Children often guess at longer words based on the first syllable, producing errors that sound plausible but are incorrect (e.g., reading 'interesting' as 'international'). They may skip unfamiliar words entirely rather than attempting to decode them. Some children try to decode every word phoneme by phoneme rather than recognising larger chunks.

Difficulty levels

Entry

Attempting to decode a longer unfamiliar word by breaking it into syllables.

Example task

Read this word: 'caterpillar'. Break it into smaller parts to help you.

Model response: Child segments: 'cat-er-pill-ar' and blends to say 'caterpillar'.

Developing

Using multiple strategies (syllable splitting, root word identification, trying different pronunciations) to decode unfamiliar words.

Example task

Read the word 'enthusiastically'. Try different strategies until it sounds like a word you recognise.

Model response: Child tries: 'en-thoo-see-ast-ick-al-ee'... adjusts to 'en-thew-zee-AST-ick-lee' and recognises 'enthusiastically'.

Expected

Decoding unfamiliar polysyllabic words in context, flexibly trying different pronunciations and using meaning to confirm.

Example task

Read this passage aloud. When you meet an unfamiliar word, use your strategies to work it out.
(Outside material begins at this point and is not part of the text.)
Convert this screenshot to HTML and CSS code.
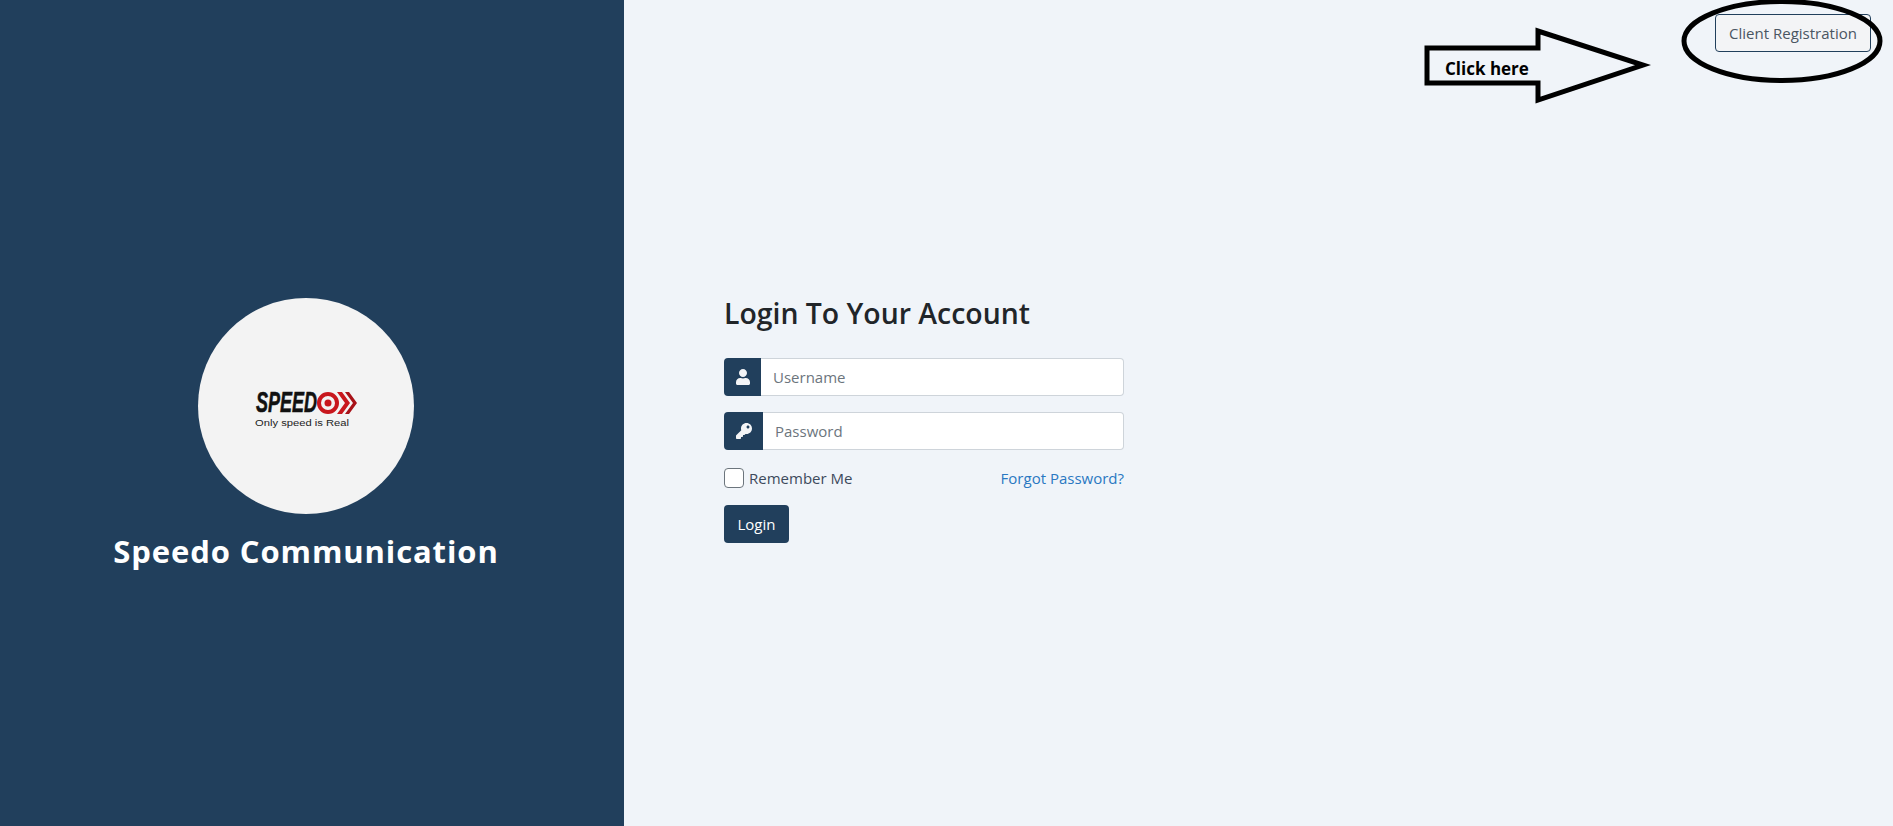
FILE: index.html
```html
<!DOCTYPE html>
<html lang="en">
<head>
    <meta charset="UTF-8">
    <meta name="viewport" content="width=device-width, initial-scale=1.0">
    <title>Login</title>
    <link rel="stylesheet" href="styles.css">
</head>
<body>
    <div class="brand">
        <div class="brand__circle">
            <svg class="brand__logo" viewBox="0 0 102 40" width="102" height="40">
                <text class="brand__logo-name" x="1" y="24" textLength="61" lengthAdjust="spacingAndGlyphs">SPEED</text>
                <circle cx="73" cy="15" r="9" fill="none" stroke="#c8171d" stroke-width="4"/>
                <circle cx="73" cy="15" r="3.5" fill="#c8171d"/>
                <path d="M82 4h5l8 11-8 11h-5l8-11z" fill="#c8171d"/>
                <path d="M90 4h4l8 11-8 11h-4l8-11z" fill="#a81218"/>
                <text class="brand__logo-tag" x="0" y="37.5" textLength="94" lengthAdjust="spacingAndGlyphs">Only speed is Real</text>
            </svg>
        </div>
        <h1 class="brand__title">Speedo Communication</h1>
    </div>

    <div class="main">
        <div class="topbar">
            <button class="topbar__button">Client Registration</button>
        </div>

        <form class="login">
            <h2 class="login__heading">Login To Your Account</h2>
            <div class="field">
                <span class="field__icon">
                    <svg viewBox="0 0 448 512" width="14" height="16"><path d="M224 256c70.7 0 128-57.3 128-128S294.7 0 224 0 96 57.3 96 128s57.3 128 128 128zm89.6 32h-16.7c-22.2 10.2-46.9 16-72.9 16s-50.6-5.8-72.9-16h-16.7C60.2 288 0 348.2 0 422.4V464c0 26.5 21.5 48 48 48h352c26.5 0 48-21.5 48-48v-41.6c0-74.2-60.2-134.4-134.4-134.4z"/></svg>
                </span>
                <input class="field__input" type="text" placeholder="Username">
            </div>
            <div class="field">
                <span class="field__icon field__icon--wide">
                    <svg viewBox="0 0 512 512" width="16" height="16"><path d="M512 176.001C512 273.203 433.202 352 336 352c-11.22 0-22.19-1.062-32.827-3.069l-24.012 27.014A23.999 23.999 0 0 1 261.223 384H224v40c0 13.255-10.745 24-24 24h-40v40c0 13.255-10.745 24-24 24H24c-13.255 0-24-10.745-24-24v-78.059c0-6.365 2.529-12.47 7.029-16.971l161.802-161.802C163.108 213.814 160 195.271 160 176 160 78.798 238.797.001 335.999 0 433.488-.001 512 78.511 512 176.001zM336 128c0 26.51 21.49 48 48 48s48-21.49 48-48-21.49-48-48-48-48 21.49-48 48z"/></svg>
                </span>
                <input class="field__input" type="password" placeholder="Password">
            </div>
            <div class="login__options">
                <label class="login__remember">
                    <input class="login__check" type="checkbox">
                    Remember Me
                </label>
                <a class="login__forgot" href="#">Forgot Password?</a>
            </div>
            <button class="login__button" type="button">Login</button>
        </form>
    </div>

    <!-- hand drawn note on top of the page -->
    <div class="note">
        <svg class="note__marks" viewBox="0 0 480 110" width="480" height="110">
            <path d="M27 48H138V31L243 65 138 100 138 83H27Z" fill="none" stroke="#000" stroke-width="5"/>
            <ellipse cx="382" cy="41" rx="98" ry="39.5" fill="none" stroke="#000" stroke-width="5"/>
        </svg>
        <span class="note__text">Click here</span>
    </div>
</body>
</html>
```

FILE: styles.css
```css
* {
    margin: 0;
    padding: 0;
    box-sizing: border-box;
    font-family: "Open Sans", "Noto Sans", sans-serif;
}

html, body {
    height: 100%;
}

body {
    display: flex;
    background-color: #f0f4f9;
    color: #212529;
    overflow: hidden;
}

.brand {
    width: 624px;
    flex-shrink: 0;
    background-color: #213f5c;
    display: flex;
    flex-direction: column;
    align-items: center;
    padding: 298px 12px 0 0;
}

.brand__circle {
    width: 216px;
    height: 216px;
    border-radius: 50%;
    background-color: #f3f3f3;
    display: flex;
    justify-content: center;
    align-items: center;
}

.brand__logo {
    display: block;
    margin-top: 4px;
    overflow: visible;
}

.brand__logo-name {
    font-family: "Liberation Sans", sans-serif;
    font-size: 29px;
    font-weight: bold;
    font-style: italic;
    fill: #111;
    stroke: #111;
    stroke-width: 0.6;
}

.brand__logo-tag {
    font-family: "Liberation Sans", sans-serif;
    font-size: 8.5px;
    fill: #222;
}

.brand__title {
    margin-top: 15px;
    font-size: 31px;
    line-height: 44px;
    font-weight: 700;
    letter-spacing: 0.9px;
    color: #fff;
}

.main {
    flex: 1;
    display: flex;
    flex-direction: column;
}

.topbar {
    display: flex;
    justify-content: flex-end;
    padding: 14px 22px 0 0;
}

.topbar__button {
    width: 156px;
    height: 38px;
    background-color: #f3f4f6;
    border: 1px solid #213f5c;
    border-radius: 4px;
    font-size: 15px;
    color: #4a5662;
}

.login {
    width: 400px;
    margin: 242px 0 0 100px;
}

.login__heading {
    font-size: 28.4px;
    line-height: 38px;
    font-weight: 600;
    margin-bottom: 26px;
}

.field {
    display: flex;
    height: 38px;
    margin-bottom: 16px;
}

.field__icon {
    width: 37px;
    background-color: #213f5c;
    border-radius: 4px 0 0 4px;
    display: flex;
    justify-content: center;
    align-items: center;
    fill: #f3f4f6;
}

.field__icon--wide {
    width: 39px;
}

.field__input {
    flex: 1;
    min-width: 0;
    padding: 0 12px;
    border: 1px solid #ced4da;
    border-left: none;
    border-radius: 0 4px 4px 0;
    background-color: #fff;
    font-size: 15px;
}

.field__input::placeholder {
    color: #6c757d;
    opacity: 1;
}

.login__options {
    display: flex;
    justify-content: space-between;
    align-items: center;
    height: 24px;
    margin-top: 16px;
    font-size: 15px;
}

.login__remember {
    display: flex;
    align-items: center;
    gap: 5px;
    color: #3d4a5c;
}

.login__check {
    appearance: none;
    width: 20px;
    height: 20px;
    background-color: #fff;
    border: 1px solid #6c757d;
    border-radius: 4px;
}

.login__forgot {
    color: #2a78c2;
    text-decoration: none;
}

.login__button {
    display: block;
    margin-top: 15px;
    width: 65px;
    height: 38px;
    background-color: #213f5c;
    border: none;
    border-radius: 4px;
    color: #fff;
    font-size: 15px;
}

.note {
    position: absolute;
    top: 0;
    left: 1400px;
    width: 480px;
    height: 110px;
    pointer-events: none;
}

.note__marks {
    display: block;
    overflow: visible;
}

.note__text {
    position: absolute;
    left: 45px;
    top: 56px;
    font-size: 17px;
    line-height: 26px;
    font-weight: 700;
    color: #000;
}
```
I'll note which strategies you use.

Model response: Child reads fluently, pausing at unfamiliar words, segmenting by syllable, trying alternative vowel sounds where needed, and checking that the decoded word makes sense in context.

Greater Depth

Explaining decoding strategies to others and identifying when a word has been incorrectly decoded by checking meaning.

Example task

Your partner decoded the word 'misled' as 'MY-zuld' (rhyming with 'drizzled'). Help them work out the correct pronunciation and explain why their first attempt was wrong.

Model response: 'You've read it as one word, but it's actually two parts: "mis-led", like the past tense of "mislead". If you think about the meaning — to mislead means to lead someone the wrong way — then "mis" + "led" makes sense. Your pronunciation didn't match any word you know, which is a clue to try again.'

Delivery rationale

Reading/word reading concept — decoding and retrieval skills are digitally assessable.